Commercial projects are typically awarded through a formal RFP process, meaning the firm's qualifications matter more than the founder's personal taste. Commercial clients are businesses, not individuals, so relationships are more institutional. Project sizes are larger ($500K-$5M+), creating better revenue per engagement. And commercial design firms can build genuine repeat relationships — a hotel chain that likes your work will hire you again.

Residential firms, especially in the luxury segment, depend more on personal referral networks and the founder's aesthetic vision. That makes them harder to transfer. The exception is residential firms that have built a strong e-commerce or product line component — selling branded furniture, curated collections, or licensed designs creates revenue that doesn't require the founder to personally select fabrics.

Maximizing Value Before a Sale

Build a team that can execute without you. Hire senior designers who can lead client relationships and manage projects from concept to installation. If clients interact primarily with your team and only see you for initial presentations, the business becomes transferable.

Systematize procurement. Document every trade account, preferred vendor, discount tier, and ordering process. Create a vendor database with contact information, lead times, and margin expectations. This is one of the most valuable assets you can hand to a buyer.

Diversify your revenue sources. Add e-commerce, licensing, or consulting components that generate revenue independent of bespoke project work. Even modest product sales of $50-100K annually signal to buyers that the brand has value beyond the founder's personal service.

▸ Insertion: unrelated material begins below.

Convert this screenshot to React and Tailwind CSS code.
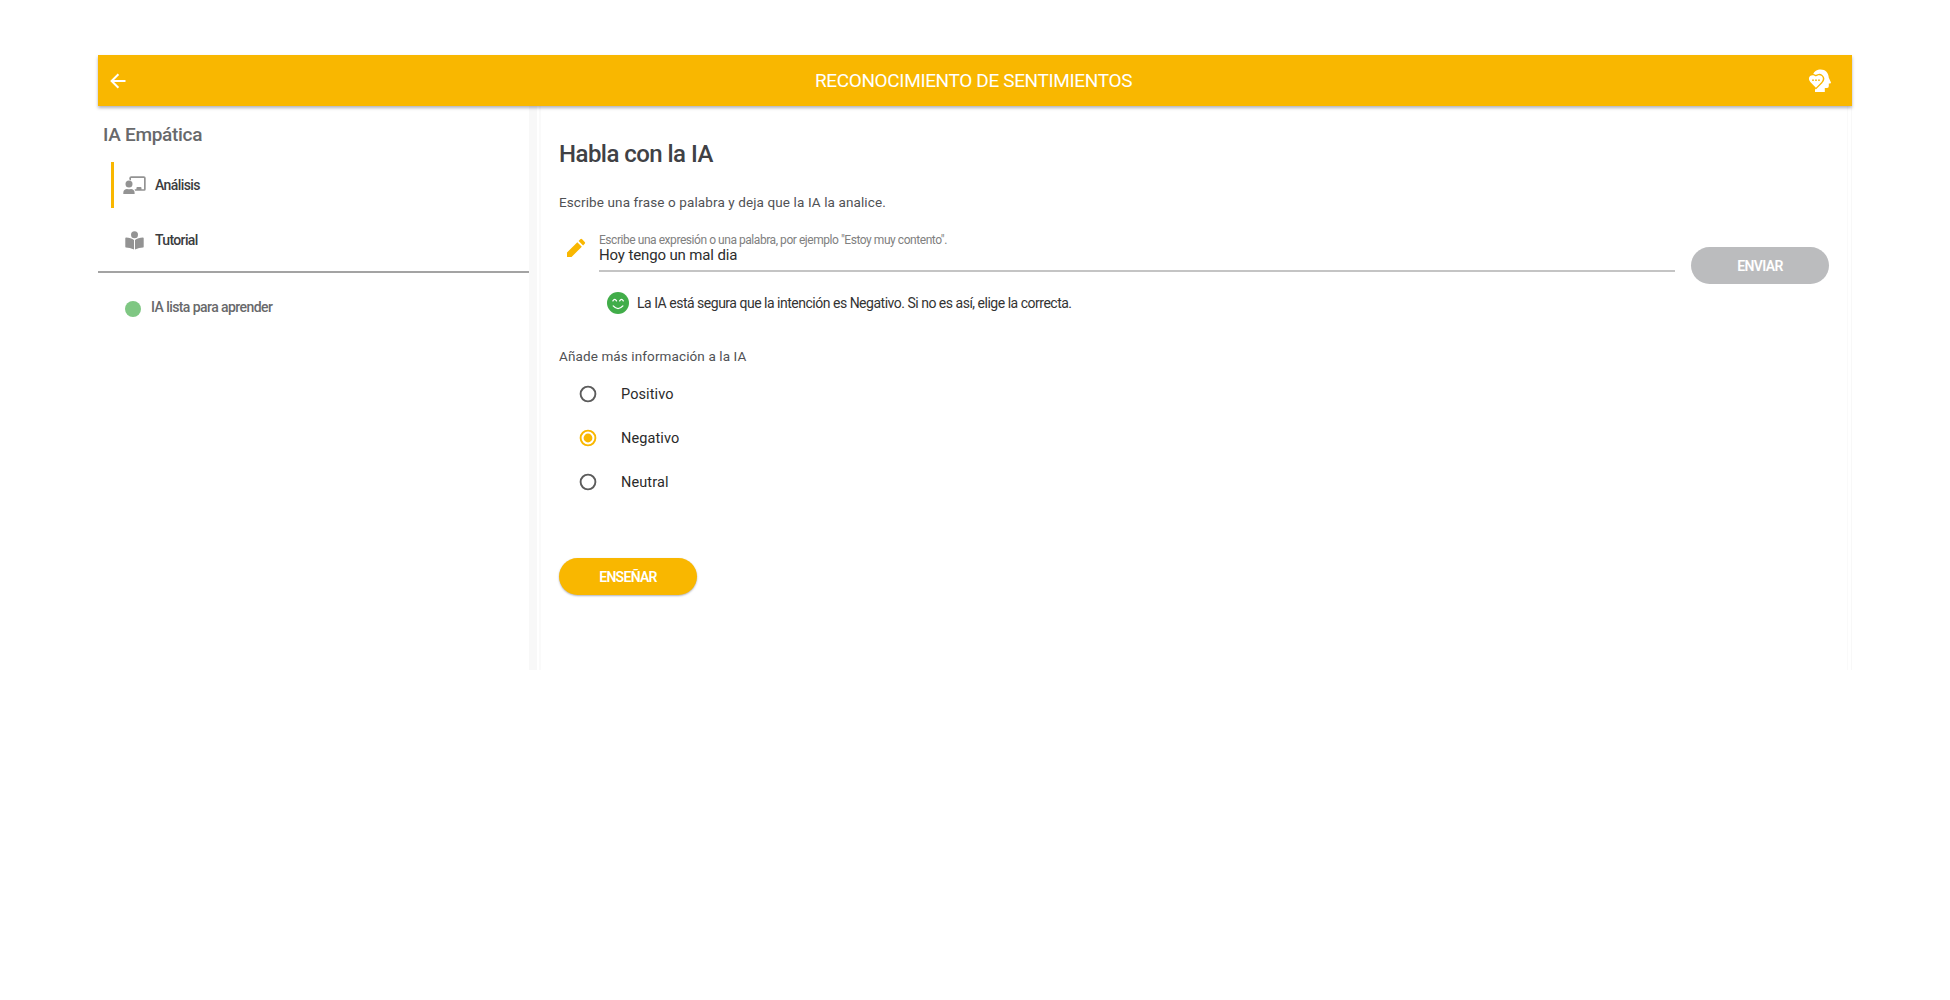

Establish a project pipeline system. Track leads, proposals sent, deposits received, and contracted work in a CRM. Being able to show a buyer 12 months of pipeline data with conversion rates is vastly more compelling than saying "we always have work coming in."

The Bottom Line

Interior design firm valuation is dominated by one question: can this business survive without its founder? Firms where the answer is genuinely yes — with team-led client relationships, documented processes, transferable trade accounts, and diversified revenue — sell at the top of the 1.5-3x SDE range. Firms where the founder is the product sell at the bottom, if they sell at all. The preparation work here takes longer than most industries — plan for 2-3 years of transition building before going to market.